AHLWARDT, HERMANN ° (1846–1914), German publicist and anti-semitic politician. In 1893, when headmaster of a primary school in Berlin, Ahlwardt was dismissed for embezzling money collected from the pupils. He made anti-semitism his profession and used it as a political springboard. His first work, Der Verzweiflungskampf der arischen Voelker mit dem Judentum ("The Last Stand of the Aryan Peoples against Judaism," 1890–92), described an alleged Jewish world conspiracy. Its second part, "The Oath of a Jew" (Der Eid eines Judens), included slander against G. von *Bleichroeder, a leading Jewish banker.

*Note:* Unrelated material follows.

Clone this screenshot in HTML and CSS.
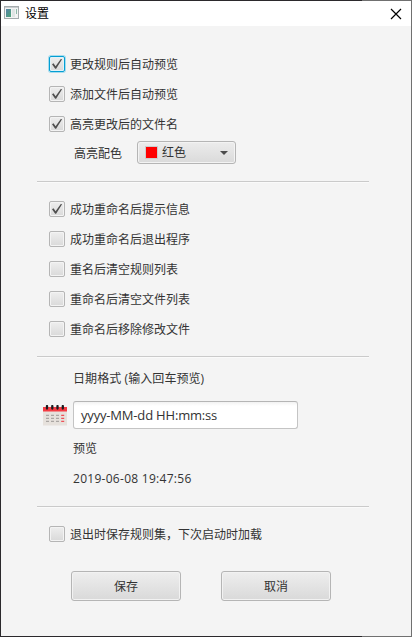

Prosecution followed and Ahlwardt was sentenced to four months' imprisonment. He was hardly out of prison when he published another defamatory leaflet Judenflinten ("Jewish Rifles"), claiming that the guns supplied to the German Army by a Jewish manufacturer were defective. However, Ahlwardt was saved from serving a second sentence by parliamentary immunity, as he had been elected in 1892 to the Reichstag as member for Arnswalde-Friedeberg (Brandenburg) on the platform propounded to the peasants there that their misery was due to "the Jews and the Junkers." His pamphlets (no less than ten of which appeared in 1892) were assisted by the press and Roman Catholic clergy, with the result that anti-semitic rioting, the burning of the synagogue at Neustettin, and the revival of ritual murder accusations ensued. To the embarrassment of his own party, the Conservatives, Ahlwardt occupied the time of the Reichstag with his slanderous "revelations" about the Jews. He continued to hold his seat there until the Reichstag was dissolved in 1893 when he was immediately imprisoned for libel. In spite of this and the opposition of the Conservatives he was reelected by the same constituencies and held his seat until 1902. He was sentenced for blackmail in 1909 and died unnoticed.

add. bibliography:

P. Pulzer, The Rise of Political Anti-Semitism in Germany and Austria (19882); C. Jahr, in: lbiyb, 48 (2003), 67–85.